Der sogenannte Schulz-Effekt hat im Frühjahr jedoch eines gezeigt: Viele Menschen sehnen sich nach einer wirklichen Alternative zur Kanzlerin und nach sozialer Gerechtigkeit. Das heißt für uns: Wir müssen den Job der SPD mitmachen. Das ist zuletzt in den USA, Frankreich und Großbritannien auch gelungen. Sanders, Mélenchon und Corbyn haben - was ihnen nur wenige zutrauten - ebenfalls mehr oder weniger sozialdemokratische Vertretungslücken gefüllt, die die Clintons, Hollandes Sozialisten und der rechte Labour-Flügel gerissen hatten. Gleichwohl sind alle drei dafür angetreten, ihr soziales Programm auch durchzusetzen. Das mobilisiert, weil es den Menschen zum Glück eben nicht egal ist, wer regiert. Wählerinnen und Wähler wissen, woran sie mit uns sind, bei den anderen Parteien können sie es nicht wissen.

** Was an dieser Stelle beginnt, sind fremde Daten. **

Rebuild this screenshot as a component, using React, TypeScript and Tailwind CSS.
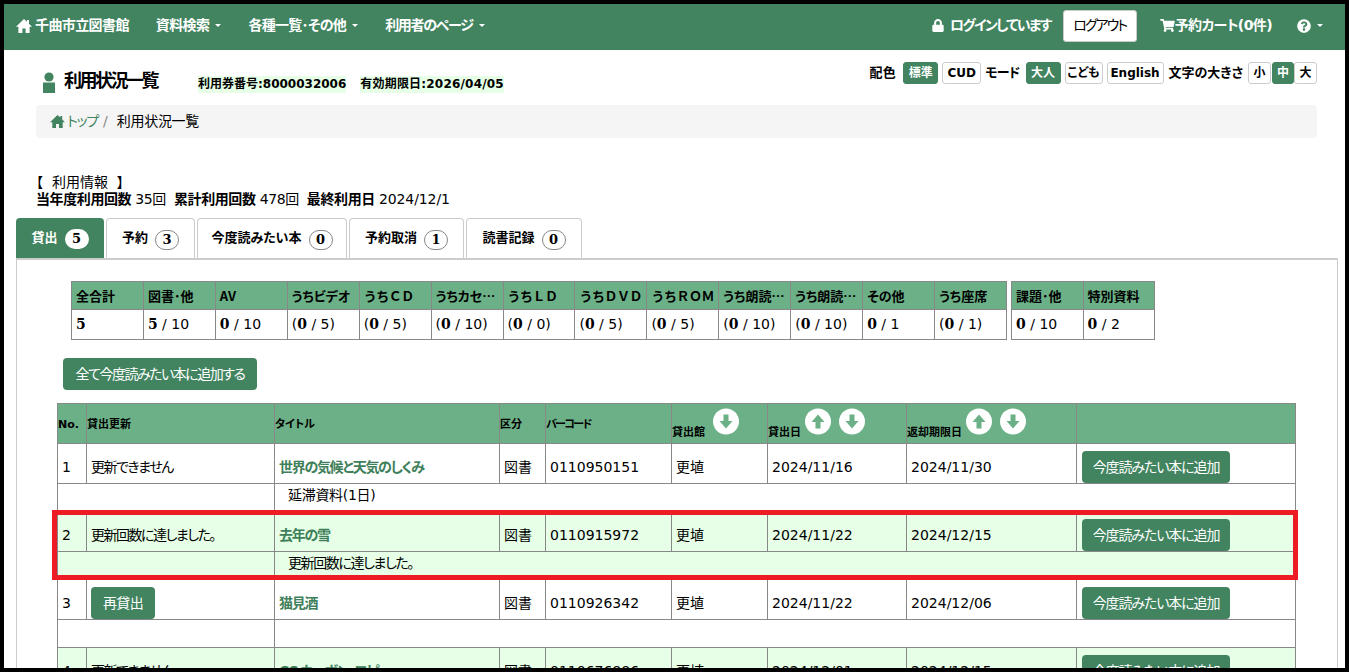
import { FaShoppingCart, FaQuestionCircle, FaLock } from 'react-icons/fa';

const FONT = "[font-family:'DejaVu_Sans','Noto_Sans_CJK_JP',sans-serif] [font-feature-settings:'palt']";

function HomeIcon({ className }: { className?: string }) {
  return (
    <svg viewBox="0 0 16 14" className={className} fill="currentColor">
      <path d="M8 0 L11 2.8 V1 H13 V4.7 L16 7.8 H13.6 V14 H9.6 V9.6 H6.4 V14 H2.4 V7.8 H0 Z" />
    </svg>
  );
}

function Caret() {
  return <span className="ml-[6px] inline-block w-0 h-0 border-x-[3px] border-x-transparent border-t-[3px] border-t-white align-middle" />;
}

function NavItem({ label, track }: { label: string; track: string }) {
  return (
    <span className={`flex items-center font-bold text-[14px] text-white ${track}`}>
      {label}
      <Caret />
    </span>
  );
}

function Opt({ label, on, w }: { label: string; on?: boolean; w: string }) {
  return (
    <span className={`${w} h-[22px] flex items-center justify-center rounded-[3px] border text-[12px] font-bold ${on ? 'bg-[#41845f] border-[#41845f] text-white' : 'bg-white border-[#ccc] text-black'}`}>
      {label}
    </span>
  );
}

function Tab({ label, count, active, w }: { label: string; count: number; active?: boolean; w: string }) {
  return (
    <div className={`${w} h-[40px] flex items-center justify-center gap-[7px] rounded-t-[4px] text-[13px] font-bold ${active ? 'bg-[#41845f] text-white' : 'bg-white border border-b-0 border-[#ccc] text-black'}`}>
      <span className="pb-[1px]">{label}</span>
      <span className={`w-[24px] h-[20px] mt-[2px] rounded-full flex items-center justify-center text-[13px] [font-family:'DejaVu_Serif',serif] ${active ? 'bg-white text-black' : 'bg-white border border-[#888] text-black'}`}>{count}</span>
    </div>
  );
}

function Frac({ a, b, paren }: { a: string; b: string; paren?: boolean }) {
  return (
    <>
      {paren && '('}
      <b className="[font-family:'DejaVu_Serif',serif]">{a}</b> / {b}
      {paren && ')'}
    </>
  );
}

const counts = [
  { h: '全合計', a: '5', b: '' },
  { h: '図書･他', a: '5', b: '10' },
  { h: 'AV', a: '0', b: '10' },
  { h: 'うちビデオ', a: '0', b: '5', p: true },
  { h: 'うちＣＤ', a: '0', b: '5', p: true },
  { h: 'うちカセット', a: '0', b: '10', p: true },
  { h: 'うちＬＤ', a: '0', b: '0', p: true },
  { h: 'うちＤＶＤ', a: '0', b: '5', p: true },
  { h: 'うちＲＯＭ', a: '0', b: '5', p: true },
  { h: 'うち朗読テープ', a: '0', b: '10', p: true },
  { h: 'うち朗読ＣＤ', a: '0', b: '10', p: true },
  { h: 'その他', a: '0', b: '1' },
  { h: 'うち座席', a: '0', b: '1', p: true },
];
const counts2 = [
  { h: '課題･他', a: '0', b: '10' },
  { h: '特別資料', a: '0', b: '2' },
];

function CountTable({ items, w }: { items: { h: string; a: string; b: string; p?: boolean }[]; w: string }) {
  return (
    <table className={`${w} table-fixed border-collapse text-[14px] text-black`}>
      <tbody>
        <tr className="h-[28px] bg-[#6bb086]">
          {items.map((c) => (
            <th
              key={c.h}
              className={`border border-[#888] px-[4px] text-left text-[13px] font-bold whitespace-nowrap overflow-hidden text-ellipsis [font-family:'Noto_Sans_CJK_JP',sans-serif] ${/[Ａ-Ｚ]/.test(c.h) && !c.h.includes('朗読') ? '[font-feature-settings:normal] tracking-[-0.5px]' : ''}`}
            >
              {c.h}
            </th>
          ))}
        </tr>
        <tr className="h-[30px] bg-white">
          {items.map((c) => (
            <td key={c.h} className="border border-[#888] px-[4px] whitespace-nowrap">
              {c.b ? <Frac a={c.a} b={c.b} paren={c.p} /> : <b className="[font-family:'DejaVu_Serif',serif]">{c.a}</b>}
            </td>
          ))}
        </tr>
      </tbody>
    </table>
  );
}

function SortIcon({ dir, gap }: { dir: 'up' | 'down'; gap: string }) {
  return (
    <svg viewBox="0 0 26 26" className={`w-[26px] h-[27px] mb-[2px] shrink-0 ${gap}`}>
      <circle cx="13" cy="13" r="13" fill="#fff" />
      <path
        d={dir === 'down' ? 'M10.5 6 H15.5 V12.5 H19.5 L13 20 L6.5 12.5 H10.5 Z' : 'M10.5 20 H15.5 V13.5 H19.5 L13 6 L6.5 13.5 H10.5 Z'}
        fill="#6bb086"
      />
    </svg>
  );
}

function GreenBtn({ label, w, track }: { label: string; w: string; track: string }) {
  return (
    <span className={`${w} ${track} h-[32px] flex items-center justify-center rounded-[4px] bg-[#41845f] text-white text-[14px]`}>{label}</span>
  );
}

const loans = [
  { no: 1, status: '更新できません', title: '世界の気候と天気のしくみ', code: '0110950151', out: '2024/11/16', due: '2024/11/30', note: '延滞資料(1日)', noteTrack: 'tracking-[-0.3px]', mint: false },
  { no: 2, status: '更新回数に達しました。', title: '去年の雪', code: '0110915972', out: '2024/11/22', due: '2024/12/15', note: '更新回数に達しました。', noteTrack: 'tracking-[-1.4px]', mint: true },
  { no: 3, status: '', title: '猫見酒', code: '0110926342', out: '2024/11/22', due: '2024/12/06', note: '', noteTrack: '', mint: false },
  { no: 4, status: '更新できません', title: 'CC カーボン・コピー', code: '0110676886', out: '2024/12/01', due: '2024/12/15', note: '', noteTrack: '', mint: true },
];

const cell = 'border border-[#888] px-[4px] pt-[7px] pb-0';
const head = 'border border-[#888] px-0 pt-[3px] text-left text-[11px] font-bold align-middle';
const sortHead = 'border border-[#888] px-0 text-left text-[11px] font-bold align-bottom';

export default function App() {
  return (
    <div className={`relative h-[672px] overflow-hidden border-4 border-black bg-white text-[14px] text-black ${FONT}`}>
      {/* navbar */}
      <nav className="h-[46px] bg-[#41845f] flex items-center pb-[3px] pl-[12px] pr-[22px] text-white">
        <div className="flex items-center gap-[3px] font-bold text-[14px] tracking-[-0.6px]">
          <HomeIcon className="w-[16px] h-[14px]" />
          千曲市立図書館
        </div>
        <div className="ml-[27px] flex items-center gap-[27px]">
          <NavItem label="資料検索" track="tracking-[-0.6px]" />
          <NavItem label="各種一覧･その他" track="tracking-[-0.7px]" />
          <NavItem label="利用者のページ" track="tracking-[-1.3px]" />
        </div>
        <div className="ml-auto flex items-center font-bold text-[14px] tracking-[-0.6px]">
          <FaLock className="w-[12px] h-[13px] mr-[6px]" />
          <span className="tracking-[-1.7px]">ログインしています</span>
          <span className="ml-[12px] w-[74px] h-[32px] rounded-[3px] bg-white border border-[#ccc] text-black font-normal tracking-[-2px] flex items-center justify-center">ログアウト</span>
          <span className="ml-[23px] flex items-center">
            <FaShoppingCart className="w-[15px] h-[13px]" />
            予約カート(0件)
          </span>
          <FaQuestionCircle className="ml-[25px] w-[14px] h-[14px]" />
          <Caret />
        </div>
      </nav>

      {/* title row */}
      <div className="pl-[32px] pr-[28px]">
        <div className="flex justify-between h-[55px]">
          <div className="flex items-start mt-[20px]">
            <svg viewBox="0 0 14 21" className="w-[14px] h-[21px] mt-[2px] ml-[6px] fill-[#41845f]">
              <circle cx="7" cy="5" r="4.6" />
              <path d="M1 10.5 H13 V21 H1 Z" />
            </svg>
            <h1 className="ml-[8px] text-[18px] leading-[22px] font-bold tracking-[-2.5px]">利用状況一覧</h1>
            <span className="ml-[41px] mt-[6px] text-[12px] leading-[17px] font-bold bg-[#e6ffe6]">利用券番号:8000032006</span>
            <span className="ml-[14px] mt-[6px] text-[12px] leading-[17px] font-bold tracking-[0.2px] bg-[#e6ffe6]">有効期限日:2026/04/05</span>
          </div>
          <div className="flex items-center h-[22px] mt-[12px] text-[13px] font-bold">
            <span className="mr-[7px] tracking-[0.4px]">配色</span>
            <Opt label="標準" on w="w-[35px]" />
            <span className="ml-[4px]"><Opt label="CUD" w="w-[39px]" /></span>
            <span className="ml-[4px] mr-[6px] tracking-[-0.7px]">モード</span>
            <Opt label="大人" on w="w-[35px]" />
            <span className="ml-[4px]"><Opt label="こども" w="w-[38px]" /></span>
            <span className="ml-[4px]"><Opt label="English" w="w-[57px]" /></span>
            <span className="mx-[5px]">文字の大きさ</span>
            <Opt label="小" w="w-[23px]" />
            <span className="ml-[1px]"><Opt label="中" on w="w-[22px]" /></span>
            <Opt label="大" w="w-[23px]" />
          </div>
        </div>

        {/* breadcrumb */}
        <div className="h-[33px] bg-[#f5f5f5] rounded-[4px] flex items-center pl-[14px] text-[14px]">
          <HomeIcon className="w-[15px] h-[13px] text-[#41845f]" />
          <span className="ml-[2px] text-[#41845f] tracking-[-1.2px]">トップ</span>
          <span className="ml-[5px] text-[#888]">/</span>
          <span className="ml-[9px] tracking-[-0.3px]">利用状況一覧</span>
        </div>

        <div className="mt-[36px] text-[14px] leading-[17px]">
          <div>【&nbsp;&nbsp;利用情報&nbsp;&nbsp;】</div>
          <div className="tracking-[-0.4px]">
            <b>当年度利用回数</b> 35回&nbsp; <b>累計利用回数</b> 478回&nbsp; <b>最終利用日</b> <span className="tracking-[-0.1px]">2024/12/1</span>
          </div>
        </div>
      </div>

      {/* tabs */}
      <div className="ml-[12px] mr-[7px] mt-[10px]">
        <div className="flex gap-[2px]">
          <Tab label="貸出" count={5} active w="w-[88px]" />
          <Tab label="予約" count={3} w="w-[89px]" />
          <Tab label="今度読みたい本" count={0} w="w-[150px]" />
          <Tab label="予約取消" count={1} w="w-[115px]" />
          <Tab label="読書記録" count={0} w="w-[116px]" />
        </div>
        <div className="border-t-2 border-x border-[#ccc] h-[420px]">
          <div className="flex gap-[4px] ml-[54px] mt-[21px]">
            <CountTable items={counts} w="w-[936px]" />
            <CountTable items={counts2} w="w-[144px]" />
          </div>
          <div className="ml-[46px] mt-[18px]">
            <GreenBtn label="全て今度読みたい本に追加する" w="w-[194px]" track="tracking-[-1.5px]" />
          </div>

          {/* loans table */}
          <table className="ml-[40px] mt-[13px] w-[1238px] table-fixed border-collapse text-[14px]">
            <colgroup>
              <col className="w-[29px]" />
              <col className="w-[188px]" />
              <col className="w-[225px]" />
              <col className="w-[46px]" />
              <col className="w-[126px]" />
              <col className="w-[96px]" />
              <col className="w-[139px]" />
              <col className="w-[170px]" />
              <col className="w-[219px]" />
            </colgroup>
            <thead>
              <tr className="h-[40px] bg-[#6bb086]">
                <th className={head}>No.</th>
                <th className={head}>貸出更新</th>
                <th className={head}>タイトル</th>
                <th className={head}>区分</th>
                <th className={`${head} tracking-[-1.6px]`}>バーコード</th>
                <th className={sortHead}>
                  <div className="flex items-end pb-[6px]">
                    <span className="leading-[14px] -mb-[3px]">貸出館</span>
                    <SortIcon dir="down" gap="ml-[8px]" />
                  </div>
                </th>
                <th className={sortHead}>
                  <div className="flex items-end pb-[6px]">
                    <span className="leading-[14px] -mb-[3px]">貸出日</span>
                    <SortIcon dir="up" gap="ml-[4px]" />
                    <SortIcon dir="down" gap="ml-[8px]" />
                  </div>
                </th>
                <th className={sortHead}>
                  <div className="flex items-end pb-[6px]">
                    <span className="leading-[14px] -mb-[3px]">返却期限日</span>
                    <SortIcon dir="up" gap="ml-[4px]" />
                    <SortIcon dir="down" gap="ml-[8px]" />
                  </div>
                </th>
                <th className={head} />
              </tr>
            </thead>
            <tbody>
              {loans.map((r) => (
                <LoanRows key={r.no} r={r} />
              ))}
            </tbody>
          </table>
        </div>
      </div>

      {/* red highlight */}
      <div className="absolute left-[48px] top-[506px] w-[1246px] h-[70px] border-[5px] border-[#ed1c24] pointer-events-none" />
    </div>
  );
}

function LoanRows({ r }: { r: (typeof loans)[number] }) {
  const bg = r.mint ? 'bg-[#e6ffe6]' : 'bg-white';
  return (
    <>
      <tr className={`h-[40px] ${bg}`}>
        <td className={cell}>{r.no}</td>
        <td className={`${cell} tracking-[-1.5px]`}>{r.status || <GreenBtn label="再貸出" w="w-[64px]" track="tracking-[-0.7px]" />}</td>
        <td className={`${cell} font-bold text-[#3f7f5b] tracking-[-1.3px] whitespace-nowrap`}>{r.title}</td>
        <td className={cell}>図書</td>
        <td className={cell}>{r.code}</td>
        <td className={cell}>更埴</td>
        <td className={cell}>{r.out}</td>
        <td className={cell}>{r.due}</td>
        <td className={`${cell} pl-[5px]`}><GreenBtn label="今度読みたい本に追加" w="w-[148px]" track="tracking-[-1.1px]" /></td>
      </tr>
      <tr className={`h-[28px] ${bg}`}>
        <td colSpan={2} className="border border-[#888]" />
        <td colSpan={7} className={`border border-[#888] pl-[13px] pb-[4px] ${r.noteTrack}`}>{r.note}</td>
      </tr>
    </>
  );
}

Denn alle anderen Parteien stehen der Troika Merkel, Schäuble, Seehofer als Koalitionspartner zur Verfügung. Alle anderen sind bereit, die Politik der letzten Jahre mehr oder weniger fortzusetzen. Wir nicht! Darauf ist Verlass. Deshalb bleibt am 24. September nur die Entscheidung: die LINKE oder die Troika.

Dafür sind wir gut gerüstet. Personell mit unseren beiden Spitzenkandidaten Sahra Wagenknecht und Dietmar Bartsch, mit unseren Kandidatinnen und Kandidaten in Stadt und Land. Und ab jetzt mit einer Kampagne, die sich nicht nur mit der ersten Großfläche und den Themenplakaten an jene richten wird, die keine Lust mehr haben auf ein »Weiter« so der Politik. All jenen wollen wir Lust auf die LINKE machen.